*What needs to be done*. Nothing after the line with "566px; display: flex;" belongs in the copy; extract the lines below from the top through that line, pictures left out.

*Supplied information*.

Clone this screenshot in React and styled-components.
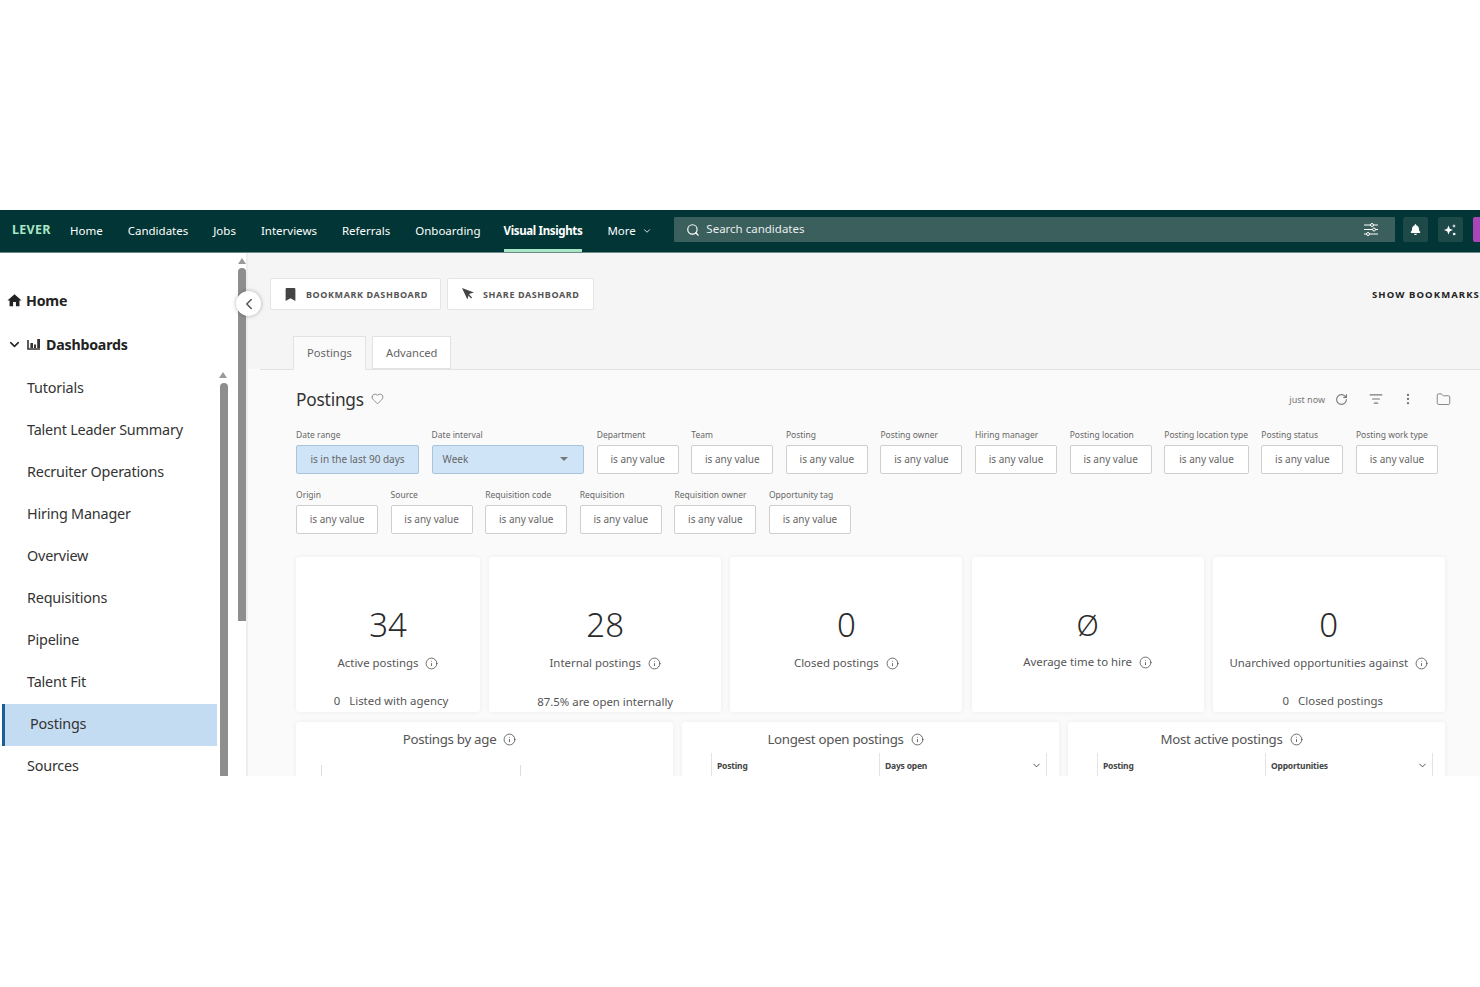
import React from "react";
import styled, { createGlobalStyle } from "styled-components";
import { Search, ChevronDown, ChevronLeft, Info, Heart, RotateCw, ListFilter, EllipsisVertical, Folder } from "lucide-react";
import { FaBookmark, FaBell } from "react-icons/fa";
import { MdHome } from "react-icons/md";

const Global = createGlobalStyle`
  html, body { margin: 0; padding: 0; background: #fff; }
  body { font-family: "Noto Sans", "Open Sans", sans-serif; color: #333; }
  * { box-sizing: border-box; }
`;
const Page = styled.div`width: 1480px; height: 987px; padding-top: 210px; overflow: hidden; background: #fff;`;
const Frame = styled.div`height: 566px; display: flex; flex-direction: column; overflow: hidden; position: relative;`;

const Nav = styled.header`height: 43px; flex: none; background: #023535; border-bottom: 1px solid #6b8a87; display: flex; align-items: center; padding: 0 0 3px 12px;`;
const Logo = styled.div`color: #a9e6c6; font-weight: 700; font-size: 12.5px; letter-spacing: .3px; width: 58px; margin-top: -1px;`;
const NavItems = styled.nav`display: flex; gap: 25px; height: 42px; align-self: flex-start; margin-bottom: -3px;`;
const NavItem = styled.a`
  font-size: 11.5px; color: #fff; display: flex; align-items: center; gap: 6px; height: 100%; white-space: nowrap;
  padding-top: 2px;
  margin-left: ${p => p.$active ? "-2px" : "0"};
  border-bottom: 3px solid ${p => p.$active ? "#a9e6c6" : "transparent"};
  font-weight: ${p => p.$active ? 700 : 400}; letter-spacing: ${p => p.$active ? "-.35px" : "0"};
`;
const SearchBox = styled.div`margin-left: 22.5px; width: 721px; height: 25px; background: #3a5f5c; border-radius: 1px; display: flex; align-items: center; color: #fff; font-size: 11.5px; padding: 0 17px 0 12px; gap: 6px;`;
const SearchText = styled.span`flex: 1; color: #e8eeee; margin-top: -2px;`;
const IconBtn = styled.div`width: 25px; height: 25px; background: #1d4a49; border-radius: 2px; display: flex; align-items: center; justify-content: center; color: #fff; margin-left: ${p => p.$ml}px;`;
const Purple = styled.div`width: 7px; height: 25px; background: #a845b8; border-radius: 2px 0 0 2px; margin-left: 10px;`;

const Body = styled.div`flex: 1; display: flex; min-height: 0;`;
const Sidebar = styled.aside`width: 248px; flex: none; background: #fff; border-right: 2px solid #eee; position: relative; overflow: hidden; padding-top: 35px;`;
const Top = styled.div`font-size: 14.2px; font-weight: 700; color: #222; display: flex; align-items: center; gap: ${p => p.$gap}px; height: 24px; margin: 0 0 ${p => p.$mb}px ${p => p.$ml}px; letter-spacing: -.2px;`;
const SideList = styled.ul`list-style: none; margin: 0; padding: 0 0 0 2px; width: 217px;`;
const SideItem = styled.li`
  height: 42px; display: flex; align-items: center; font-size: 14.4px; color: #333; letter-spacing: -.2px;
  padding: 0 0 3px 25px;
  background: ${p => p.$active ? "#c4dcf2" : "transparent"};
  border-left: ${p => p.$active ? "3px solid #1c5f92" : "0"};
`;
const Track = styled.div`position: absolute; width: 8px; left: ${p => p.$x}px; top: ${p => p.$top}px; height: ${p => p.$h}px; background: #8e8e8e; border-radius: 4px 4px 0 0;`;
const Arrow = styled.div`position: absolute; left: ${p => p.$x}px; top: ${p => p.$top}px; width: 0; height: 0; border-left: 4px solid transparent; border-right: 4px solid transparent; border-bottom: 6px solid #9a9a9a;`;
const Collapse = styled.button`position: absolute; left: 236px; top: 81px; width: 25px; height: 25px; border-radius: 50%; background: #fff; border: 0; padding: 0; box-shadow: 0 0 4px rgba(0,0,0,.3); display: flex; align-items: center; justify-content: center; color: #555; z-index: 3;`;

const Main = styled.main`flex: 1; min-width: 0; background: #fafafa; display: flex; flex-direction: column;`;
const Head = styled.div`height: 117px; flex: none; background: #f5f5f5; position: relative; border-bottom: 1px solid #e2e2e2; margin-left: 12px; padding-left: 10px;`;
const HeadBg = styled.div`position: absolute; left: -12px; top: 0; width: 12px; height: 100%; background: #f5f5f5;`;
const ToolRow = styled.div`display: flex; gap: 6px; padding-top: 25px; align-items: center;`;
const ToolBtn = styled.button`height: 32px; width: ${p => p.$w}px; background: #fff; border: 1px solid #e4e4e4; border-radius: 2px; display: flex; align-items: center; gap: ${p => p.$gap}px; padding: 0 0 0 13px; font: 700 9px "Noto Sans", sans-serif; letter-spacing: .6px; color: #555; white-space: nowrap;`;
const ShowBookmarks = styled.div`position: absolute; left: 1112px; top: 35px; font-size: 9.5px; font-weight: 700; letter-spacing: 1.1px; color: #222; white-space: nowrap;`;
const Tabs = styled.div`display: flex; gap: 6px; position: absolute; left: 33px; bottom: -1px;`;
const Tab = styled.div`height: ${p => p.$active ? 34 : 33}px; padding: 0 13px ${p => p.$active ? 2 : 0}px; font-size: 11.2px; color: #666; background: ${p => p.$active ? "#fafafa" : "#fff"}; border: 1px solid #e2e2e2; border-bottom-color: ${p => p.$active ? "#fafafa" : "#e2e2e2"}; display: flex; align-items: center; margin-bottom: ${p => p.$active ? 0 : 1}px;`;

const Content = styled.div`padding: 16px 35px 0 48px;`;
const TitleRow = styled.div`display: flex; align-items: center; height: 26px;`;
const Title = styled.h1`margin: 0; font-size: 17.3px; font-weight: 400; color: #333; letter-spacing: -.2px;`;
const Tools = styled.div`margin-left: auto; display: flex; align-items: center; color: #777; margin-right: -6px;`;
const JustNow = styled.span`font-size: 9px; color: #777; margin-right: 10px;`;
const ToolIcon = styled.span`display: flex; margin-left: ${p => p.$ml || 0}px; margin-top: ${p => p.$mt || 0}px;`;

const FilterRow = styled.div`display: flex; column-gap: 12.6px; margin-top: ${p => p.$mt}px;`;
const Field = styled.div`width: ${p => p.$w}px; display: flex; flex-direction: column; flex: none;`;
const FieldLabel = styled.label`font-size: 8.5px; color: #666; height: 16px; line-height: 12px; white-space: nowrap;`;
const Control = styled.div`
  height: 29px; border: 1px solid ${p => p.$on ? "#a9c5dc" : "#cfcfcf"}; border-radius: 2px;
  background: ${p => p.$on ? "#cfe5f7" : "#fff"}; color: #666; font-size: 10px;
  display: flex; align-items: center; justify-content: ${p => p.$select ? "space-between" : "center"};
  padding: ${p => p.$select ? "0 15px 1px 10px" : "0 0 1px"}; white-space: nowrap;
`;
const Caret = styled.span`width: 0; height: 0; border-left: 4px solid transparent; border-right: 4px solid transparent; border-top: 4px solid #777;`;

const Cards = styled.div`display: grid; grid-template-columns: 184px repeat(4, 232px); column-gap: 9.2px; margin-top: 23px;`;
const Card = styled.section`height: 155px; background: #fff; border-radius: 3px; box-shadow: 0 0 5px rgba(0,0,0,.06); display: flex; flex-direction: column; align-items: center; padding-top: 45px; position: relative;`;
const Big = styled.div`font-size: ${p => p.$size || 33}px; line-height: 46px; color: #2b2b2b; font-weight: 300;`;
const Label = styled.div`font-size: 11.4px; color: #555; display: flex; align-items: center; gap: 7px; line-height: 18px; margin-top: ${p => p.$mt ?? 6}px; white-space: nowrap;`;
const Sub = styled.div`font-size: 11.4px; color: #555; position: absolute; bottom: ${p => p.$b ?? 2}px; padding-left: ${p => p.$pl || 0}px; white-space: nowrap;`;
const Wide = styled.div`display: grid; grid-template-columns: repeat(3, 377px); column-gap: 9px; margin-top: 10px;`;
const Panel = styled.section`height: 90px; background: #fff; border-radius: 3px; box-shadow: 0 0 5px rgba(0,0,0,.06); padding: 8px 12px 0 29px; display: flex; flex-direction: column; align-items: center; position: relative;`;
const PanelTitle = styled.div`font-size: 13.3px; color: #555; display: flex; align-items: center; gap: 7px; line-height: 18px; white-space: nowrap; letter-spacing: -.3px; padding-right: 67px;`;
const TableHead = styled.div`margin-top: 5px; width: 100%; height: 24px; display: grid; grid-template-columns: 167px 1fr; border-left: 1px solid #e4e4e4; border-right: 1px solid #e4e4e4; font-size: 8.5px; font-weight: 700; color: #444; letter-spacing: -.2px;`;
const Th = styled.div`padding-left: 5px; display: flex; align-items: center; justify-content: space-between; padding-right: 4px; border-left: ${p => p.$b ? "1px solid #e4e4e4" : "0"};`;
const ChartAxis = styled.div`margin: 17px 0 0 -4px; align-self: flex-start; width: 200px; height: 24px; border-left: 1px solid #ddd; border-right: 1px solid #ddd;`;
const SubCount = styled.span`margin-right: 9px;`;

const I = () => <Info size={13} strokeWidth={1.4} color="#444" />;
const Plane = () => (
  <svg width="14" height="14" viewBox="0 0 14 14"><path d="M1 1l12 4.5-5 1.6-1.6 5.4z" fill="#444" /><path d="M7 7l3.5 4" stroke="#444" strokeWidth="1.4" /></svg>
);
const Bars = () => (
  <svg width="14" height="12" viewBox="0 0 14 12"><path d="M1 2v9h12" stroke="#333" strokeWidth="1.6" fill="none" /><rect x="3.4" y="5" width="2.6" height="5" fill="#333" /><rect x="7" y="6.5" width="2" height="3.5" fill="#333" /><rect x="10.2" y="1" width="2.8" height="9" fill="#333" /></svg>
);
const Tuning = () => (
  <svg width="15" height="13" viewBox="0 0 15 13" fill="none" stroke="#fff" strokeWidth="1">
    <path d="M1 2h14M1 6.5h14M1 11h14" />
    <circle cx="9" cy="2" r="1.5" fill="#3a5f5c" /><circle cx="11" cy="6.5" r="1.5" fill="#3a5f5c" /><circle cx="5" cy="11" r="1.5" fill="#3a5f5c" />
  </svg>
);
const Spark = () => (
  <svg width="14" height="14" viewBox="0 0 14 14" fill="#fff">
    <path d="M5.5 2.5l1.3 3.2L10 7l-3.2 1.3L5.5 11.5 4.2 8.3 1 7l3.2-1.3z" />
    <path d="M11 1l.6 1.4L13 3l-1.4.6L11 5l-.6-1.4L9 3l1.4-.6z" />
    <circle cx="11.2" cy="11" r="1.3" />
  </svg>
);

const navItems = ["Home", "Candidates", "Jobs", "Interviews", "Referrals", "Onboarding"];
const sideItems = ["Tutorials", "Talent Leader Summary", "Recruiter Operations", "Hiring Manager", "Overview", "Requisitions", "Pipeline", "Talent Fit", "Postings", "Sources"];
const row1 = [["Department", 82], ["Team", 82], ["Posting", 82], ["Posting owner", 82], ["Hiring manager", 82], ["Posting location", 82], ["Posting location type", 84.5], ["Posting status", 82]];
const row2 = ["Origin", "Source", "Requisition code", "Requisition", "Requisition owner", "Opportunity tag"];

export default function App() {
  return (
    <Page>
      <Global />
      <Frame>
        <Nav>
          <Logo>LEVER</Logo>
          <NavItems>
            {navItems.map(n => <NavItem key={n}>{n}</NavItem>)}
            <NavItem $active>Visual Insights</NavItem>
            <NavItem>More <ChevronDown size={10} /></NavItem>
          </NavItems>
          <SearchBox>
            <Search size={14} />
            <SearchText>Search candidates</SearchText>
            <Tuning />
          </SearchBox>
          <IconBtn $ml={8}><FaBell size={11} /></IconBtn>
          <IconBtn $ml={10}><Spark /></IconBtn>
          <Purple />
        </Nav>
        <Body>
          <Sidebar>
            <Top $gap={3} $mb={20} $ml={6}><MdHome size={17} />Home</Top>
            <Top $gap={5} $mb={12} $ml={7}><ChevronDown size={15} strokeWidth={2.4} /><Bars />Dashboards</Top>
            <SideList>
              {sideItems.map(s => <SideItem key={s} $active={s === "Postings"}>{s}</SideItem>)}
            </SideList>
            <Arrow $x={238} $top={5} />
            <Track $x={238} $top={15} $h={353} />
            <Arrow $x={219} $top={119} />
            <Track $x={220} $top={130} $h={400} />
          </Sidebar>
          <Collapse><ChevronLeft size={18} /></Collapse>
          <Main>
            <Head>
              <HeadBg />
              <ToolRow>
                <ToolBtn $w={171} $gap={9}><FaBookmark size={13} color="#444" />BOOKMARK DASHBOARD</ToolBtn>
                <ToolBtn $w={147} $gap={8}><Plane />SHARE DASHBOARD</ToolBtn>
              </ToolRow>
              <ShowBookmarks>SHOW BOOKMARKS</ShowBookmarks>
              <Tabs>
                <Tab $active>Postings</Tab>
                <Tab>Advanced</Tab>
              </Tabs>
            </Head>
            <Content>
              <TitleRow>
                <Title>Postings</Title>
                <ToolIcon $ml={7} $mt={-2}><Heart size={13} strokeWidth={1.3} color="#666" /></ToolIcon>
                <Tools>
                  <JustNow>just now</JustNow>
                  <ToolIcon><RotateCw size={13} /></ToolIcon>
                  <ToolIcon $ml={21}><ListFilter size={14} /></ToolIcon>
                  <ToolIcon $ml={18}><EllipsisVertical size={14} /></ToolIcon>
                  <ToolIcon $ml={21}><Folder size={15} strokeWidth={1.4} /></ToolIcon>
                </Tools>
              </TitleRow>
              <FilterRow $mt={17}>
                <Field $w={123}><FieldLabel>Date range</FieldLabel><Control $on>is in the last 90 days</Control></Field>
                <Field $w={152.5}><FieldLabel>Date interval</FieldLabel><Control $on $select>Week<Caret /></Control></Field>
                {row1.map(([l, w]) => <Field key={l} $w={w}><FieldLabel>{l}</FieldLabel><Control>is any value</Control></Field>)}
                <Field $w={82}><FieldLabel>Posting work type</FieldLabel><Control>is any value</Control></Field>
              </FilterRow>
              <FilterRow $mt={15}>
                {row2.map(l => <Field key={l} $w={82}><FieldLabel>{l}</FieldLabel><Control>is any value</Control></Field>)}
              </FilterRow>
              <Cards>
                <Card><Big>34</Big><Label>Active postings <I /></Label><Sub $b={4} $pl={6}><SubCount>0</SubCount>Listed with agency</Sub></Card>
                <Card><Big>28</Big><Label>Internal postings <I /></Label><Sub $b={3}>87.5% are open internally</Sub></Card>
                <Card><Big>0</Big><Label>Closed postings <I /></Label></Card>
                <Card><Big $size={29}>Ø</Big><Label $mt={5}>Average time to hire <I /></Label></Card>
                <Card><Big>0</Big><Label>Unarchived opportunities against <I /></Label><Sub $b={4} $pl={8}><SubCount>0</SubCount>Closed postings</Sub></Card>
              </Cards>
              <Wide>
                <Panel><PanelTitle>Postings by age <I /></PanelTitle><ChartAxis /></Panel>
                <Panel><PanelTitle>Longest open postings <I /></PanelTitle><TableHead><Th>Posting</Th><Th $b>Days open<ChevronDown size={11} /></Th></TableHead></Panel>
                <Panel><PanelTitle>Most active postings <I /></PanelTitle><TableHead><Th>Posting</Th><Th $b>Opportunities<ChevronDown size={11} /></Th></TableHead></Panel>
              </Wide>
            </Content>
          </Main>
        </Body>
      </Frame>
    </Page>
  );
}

*Solved problem*.
Clone this screenshot in React and styled-components.
import React from "react";
import styled, { createGlobalStyle } from "styled-components";
import { Search, ChevronDown, ChevronLeft, Info, Heart, RotateCw, ListFilter, EllipsisVertical, Folder } from "lucide-react";
import { FaBookmark, FaBell } from "react-icons/fa";
import { MdHome } from "react-icons/md";

const Global = createGlobalStyle`
  html, body { margin: 0; padding: 0; background: #fff; }
  body { font-family: "Noto Sans", "Open Sans", sans-serif; color: #333; }
  * { box-sizing: border-box; }
`;
const Page = styled.div`width: 1480px; height: 987px; padding-top: 210px; overflow: hidden; background: #fff;`;
const Frame = styled.div`height: 566px; display: flex; flex-direction: column; overflow: hidden; position: relative;`;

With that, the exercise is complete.